─── Record excerpts ───

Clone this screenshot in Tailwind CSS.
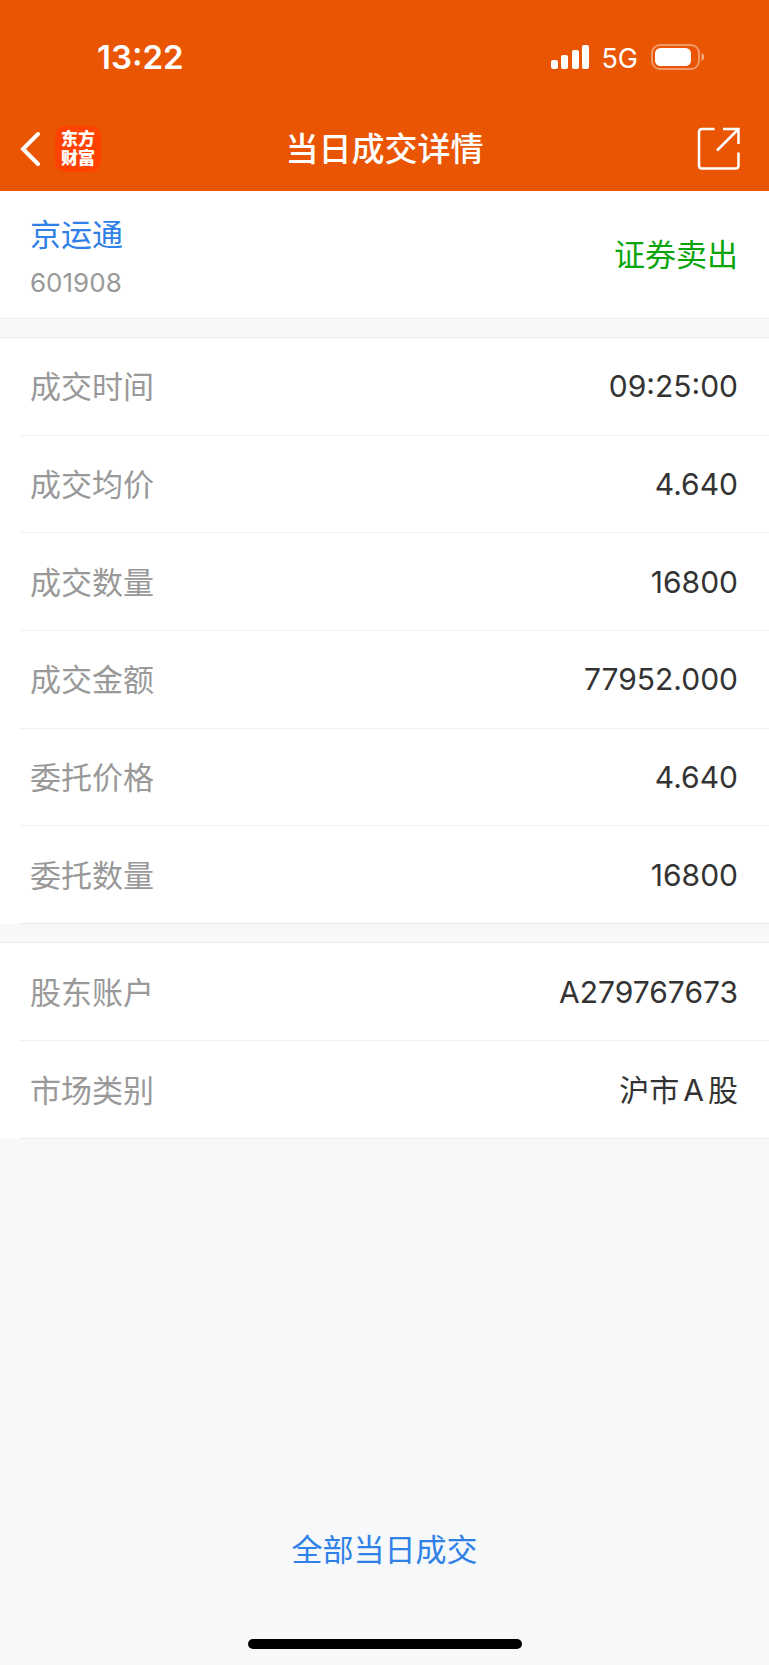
<!DOCTYPE html>
<html lang="zh-CN">
<head>
<meta charset="utf-8">
<meta name="viewport" content="width=device-width, initial-scale=1">
<title>当日成交详情</title>
<script src="https://cdn.jsdelivr.net/npm/@tailwindcss/browser@4"></script>
</head>
<body class="flex min-h-screen flex-col bg-[#f6f8fa] font-['Inter','Noto_Sans_CJK_SC',sans-serif] text-[31px] leading-10 text-[#333]">
  <header class="bg-[#ea5504] text-white">
    <!-- Status bar -->
    <div class="flex h-[106px] items-center justify-between pt-2 pr-[64px] pl-[97px]">
      <span class="text-[33px] font-semibold">13:22</span>
      <div class="flex items-center">
        <svg class="h-6 w-[38px]" viewBox="0 0 38 24" fill="currentColor" aria-label="信号">
          <rect x="0" y="15" width="7" height="9" rx="2"/>
          <rect x="10" y="10" width="7" height="14" rx="2"/>
          <rect x="21" y="5" width="7" height="19" rx="2"/>
          <rect x="31" y="0" width="7" height="24" rx="2"/>
        </svg>
        <span class="ml-3 pt-1 text-[27px]">5G</span>
        <svg class="ml-[13px] h-[26px] w-[54px]" viewBox="0 0 54 26" aria-label="电池">
          <rect x="1" y="1" width="47" height="24" rx="8" fill="none" stroke="#fff" stroke-opacity=".4" stroke-width="2"/>
          <rect x="4" y="4" width="36" height="18" rx="5.500" fill="#fff"/>
          <path d="M50.500 9c2 .7 2.700 2.300 2.700 4s-.7 3.300-2.700 4z" fill="#fff" fill-opacity=".5"/>
        </svg>
      </div>
    </div>
    <!-- Title bar -->
    <div class="grid h-[85px] grid-cols-[1fr_auto_1fr] items-center px-5">
      <div class="flex items-center gap-[14px]">
        <button type="button" aria-label="返回">
          <svg class="h-[36px] w-[21px]" viewBox="0 0 21 36" fill="none" stroke="currentColor" stroke-width="4" stroke-linecap="round" stroke-linejoin="miter"><path d="M18 3 3 18 18 33"/></svg>
        </button>
        <div class="flex size-[46px] items-center justify-center rounded-[10px] bg-[#ff4200] pb-1 text-center font-['Noto_Sans_CJK_SC',sans-serif] text-[17px] leading-[19px] font-black"><p>东方<br>财富</p></div>
      </div>
      <h1 class="text-[33px] font-medium">当日成交详情</h1>
      <button type="button" class="mr-[9px] justify-self-end" aria-label="分享">
        <svg class="h-[43px] w-[43px]" viewBox="0 0 43 43" fill="none" stroke="currentColor" stroke-width="2.500"><path d="M17.500 2H5Q2 2 2 5v33.500q0 3 3 3h33.500q3 0 3-3V25.500M26 2h15.500v15M41 2.500 20 23.500"/></svg>
      </button>
    </div>
  </header>

  <main class="flex flex-1 flex-col">
    <section class="flex h-[128px] items-center justify-between border-b border-[#eceef0] bg-white pr-[31px] pl-[30px]">
      <div class="pt-2">
        <a href="#" class="block text-[#2f80e7]">京运通</a>
        <p class="mt-2 text-[26px] text-[#999]">601908</p>
      </div>
      <span class="text-[#0aa50a]">证券卖出</span>
    </section>

    <dl class="mt-[18px] grid min-h-[587px] auto-rows-fr border-t border-[#e8ebee] bg-white">
      <div class="flex pl-5"><div class="flex flex-1 items-center justify-between border-b border-[#f0f1f2] pt-[2px] pr-[31px] pl-[10px]"><dt class="text-[#999]">成交时间</dt><dd class="pb-[2px] text-[30px]">09:25:00</dd></div></div>
      <div class="flex pl-5"><div class="flex flex-1 items-center justify-between border-b border-[#f0f1f2] pt-[2px] pr-[31px] pl-[10px]"><dt class="text-[#999]">成交均价</dt><dd class="pb-[2px] text-[30px]">4.640</dd></div></div>
      <div class="flex pl-5"><div class="flex flex-1 items-center justify-between border-b border-[#f0f1f2] pt-[2px] pr-[31px] pl-[10px]"><dt class="text-[#999]">成交数量</dt><dd class="pb-[2px] text-[30px]">16800</dd></div></div>
      <div class="flex pl-5"><div class="flex flex-1 items-center justify-between border-b border-[#f0f1f2] pt-[2px] pr-[31px] pl-[10px]"><dt class="text-[#999]">成交金额</dt><dd class="pb-[2px] text-[30px]">77952.000</dd></div></div>
      <div class="flex pl-5"><div class="flex flex-1 items-center justify-between border-b border-[#f0f1f2] pt-[2px] pr-[31px] pl-[10px]"><dt class="text-[#999]">委托价格</dt><dd class="pb-[2px] text-[30px]">4.640</dd></div></div>
      <div class="flex pl-5"><div class="flex flex-1 items-center justify-between border-b border-[#e8ebee] pt-[2px] pr-[31px] pl-[10px]"><dt class="text-[#999]">委托数量</dt><dd class="pb-[2px] text-[30px]">16800</dd></div></div>
    </dl>

    <dl class="mt-[18px] grid min-h-[197px] auto-rows-fr border-t border-[#e8ebee] bg-white">
      <div class="flex pl-5"><div class="flex flex-1 items-center justify-between border-b border-[#f0f1f2] pt-[2px] pr-[31px] pl-[10px]"><dt class="text-[#999]">股东账户</dt><dd class="pb-[2px] text-[30px]">A279767673</dd></div></div>
      <div class="flex pl-5"><div class="flex flex-1 items-center justify-between border-b border-[#e8ebee] pt-[2px] pr-[31px] pl-[10px]"><dt class="text-[#999]">市场类别</dt><dd class="flex gap-1 pb-[2px] text-[30px]"><span>沪市</span><span>A</span><span>股</span></dd></div></div>
    </dl>

    <a href="#" class="mt-auto self-center text-[#2f80e7]">全部当日成交</a>
  </main>

  <footer class="flex justify-center pt-[69px] pb-4">
    <div class="h-[10px] w-[274px] rounded-full bg-black"></div>
  </footer>
</body>
</html>
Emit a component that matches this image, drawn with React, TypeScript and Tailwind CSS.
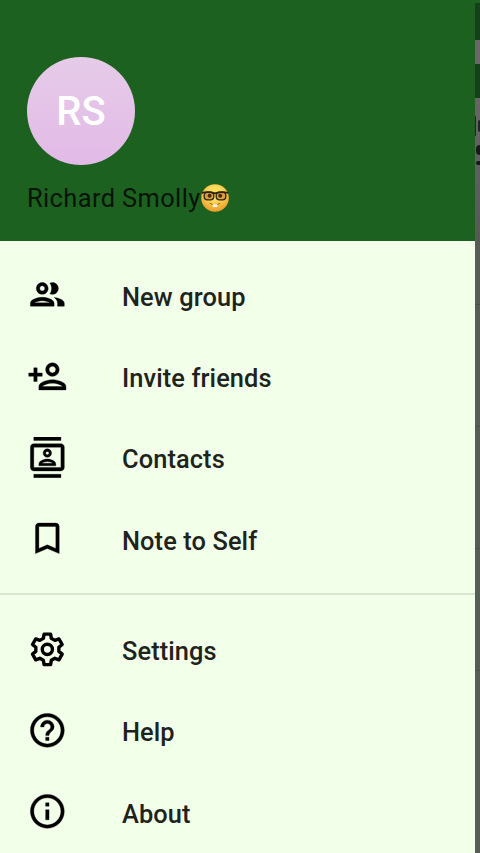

───

The exercise → Copy every record above exactly, leaving out any pictures.

The response →
Clone this screenshot in Tailwind CSS.
<!DOCTYPE html>
<html lang="zh-CN">
<head>
<meta charset="utf-8">
<meta name="viewport" content="width=device-width, initial-scale=1">
<title>当日成交详情</title>
<script src="https://cdn.jsdelivr.net/npm/@tailwindcss/browser@4"></script>
</head>
<body class="flex min-h-screen flex-col bg-[#f6f8fa] font-['Inter','Noto_Sans_CJK_SC',sans-serif] text-[31px] leading-10 text-[#333]">
  <header class="bg-[#ea5504] text-white">
    <!-- Status bar -->
    <div class="flex h-[106px] items-center justify-between pt-2 pr-[64px] pl-[97px]">
      <span class="text-[33px] font-semibold">13:22</span>
      <div class="flex items-center">
        <svg class="h-6 w-[38px]" viewBox="0 0 38 24" fill="currentColor" aria-label="信号">
          <rect x="0" y="15" width="7" height="9" rx="2"/>
          <rect x="10" y="10" width="7" height="14" rx="2"/>
          <rect x="21" y="5" width="7" height="19" rx="2"/>
          <rect x="31" y="0" width="7" height="24" rx="2"/>
        </svg>
        <span class="ml-3 pt-1 text-[27px]">5G</span>
        <svg class="ml-[13px] h-[26px] w-[54px]" viewBox="0 0 54 26" aria-label="电池">
          <rect x="1" y="1" width="47" height="24" rx="8" fill="none" stroke="#fff" stroke-opacity=".4" stroke-width="2"/>
          <rect x="4" y="4" width="36" height="18" rx="5.500" fill="#fff"/>
          <path d="M50.500 9c2 .7 2.700 2.300 2.700 4s-.7 3.300-2.700 4z" fill="#fff" fill-opacity=".5"/>
        </svg>
      </div>
    </div>
    <!-- Title bar -->
    <div class="grid h-[85px] grid-cols-[1fr_auto_1fr] items-center px-5">
      <div class="flex items-center gap-[14px]">
        <button type="button" aria-label="返回">
          <svg class="h-[36px] w-[21px]" viewBox="0 0 21 36" fill="none" stroke="currentColor" stroke-width="4" stroke-linecap="round" stroke-linejoin="miter"><path d="M18 3 3 18 18 33"/></svg>
        </button>
        <div class="flex size-[46px] items-center justify-center rounded-[10px] bg-[#ff4200] pb-1 text-center font-['Noto_Sans_CJK_SC',sans-serif] text-[17px] leading-[19px] font-black"><p>东方<br>财富</p></div>
      </div>
      <h1 class="text-[33px] font-medium">当日成交详情</h1>
      <button type="button" class="mr-[9px] justify-self-end" aria-label="分享">
        <svg class="h-[43px] w-[43px]" viewBox="0 0 43 43" fill="none" stroke="currentColor" stroke-width="2.500"><path d="M17.500 2H5Q2 2 2 5v33.500q0 3 3 3h33.500q3 0 3-3V25.500M26 2h15.500v15M41 2.500 20 23.500"/></svg>
      </button>
    </div>
  </header>

  <main class="flex flex-1 flex-col">
    <section class="flex h-[128px] items-center justify-between border-b border-[#eceef0] bg-white pr-[31px] pl-[30px]">
      <div class="pt-2">
        <a href="#" class="block text-[#2f80e7]">京运通</a>
        <p class="mt-2 text-[26px] text-[#999]">601908</p>
      </div>
      <span class="text-[#0aa50a]">证券卖出</span>
    </section>

    <dl class="mt-[18px] grid min-h-[587px] auto-rows-fr border-t border-[#e8ebee] bg-white">
      <div class="flex pl-5"><div class="flex flex-1 items-center justify-between border-b border-[#f0f1f2] pt-[2px] pr-[31px] pl-[10px]"><dt class="text-[#999]">成交时间</dt><dd class="pb-[2px] text-[30px]">09:25:00</dd></div></div>
      <div class="flex pl-5"><div class="flex flex-1 items-center justify-between border-b border-[#f0f1f2] pt-[2px] pr-[31px] pl-[10px]"><dt class="text-[#999]">成交均价</dt><dd class="pb-[2px] text-[30px]">4.640</dd></div></div>
      <div class="flex pl-5"><div class="flex flex-1 items-center justify-between border-b border-[#f0f1f2] pt-[2px] pr-[31px] pl-[10px]"><dt class="text-[#999]">成交数量</dt><dd class="pb-[2px] text-[30px]">16800</dd></div></div>
      <div class="flex pl-5"><div class="flex flex-1 items-center justify-between border-b border-[#f0f1f2] pt-[2px] pr-[31px] pl-[10px]"><dt class="text-[#999]">成交金额</dt><dd class="pb-[2px] text-[30px]">77952.000</dd></div></div>
      <div class="flex pl-5"><div class="flex flex-1 items-center justify-between border-b border-[#f0f1f2] pt-[2px] pr-[31px] pl-[10px]"><dt class="text-[#999]">委托价格</dt><dd class="pb-[2px] text-[30px]">4.640</dd></div></div>
      <div class="flex pl-5"><div class="flex flex-1 items-center justify-between border-b border-[#e8ebee] pt-[2px] pr-[31px] pl-[10px]"><dt class="text-[#999]">委托数量</dt><dd class="pb-[2px] text-[30px]">16800</dd></div></div>
    </dl>

    <dl class="mt-[18px] grid min-h-[197px] auto-rows-fr border-t border-[#e8ebee] bg-white">
      <div class="flex pl-5"><div class="flex flex-1 items-center justify-between border-b border-[#f0f1f2] pt-[2px] pr-[31px] pl-[10px]"><dt class="text-[#999]">股东账户</dt><dd class="pb-[2px] text-[30px]">A279767673</dd></div></div>
      <div class="flex pl-5"><div class="flex flex-1 items-center justify-between border-b border-[#e8ebee] pt-[2px] pr-[31px] pl-[10px]"><dt class="text-[#999]">市场类别</dt><dd class="flex gap-1 pb-[2px] text-[30px]"><span>沪市</span><span>A</span><span>股</span></dd></div></div>
    </dl>

    <a href="#" class="mt-auto self-center text-[#2f80e7]">全部当日成交</a>
  </main>

  <footer class="flex justify-center pt-[69px] pb-4">
    <div class="h-[10px] w-[274px] rounded-full bg-black"></div>
  </footer>
</body>
</html>
Emit a component that matches this image, drawn with React, TypeScript and Tailwind CSS.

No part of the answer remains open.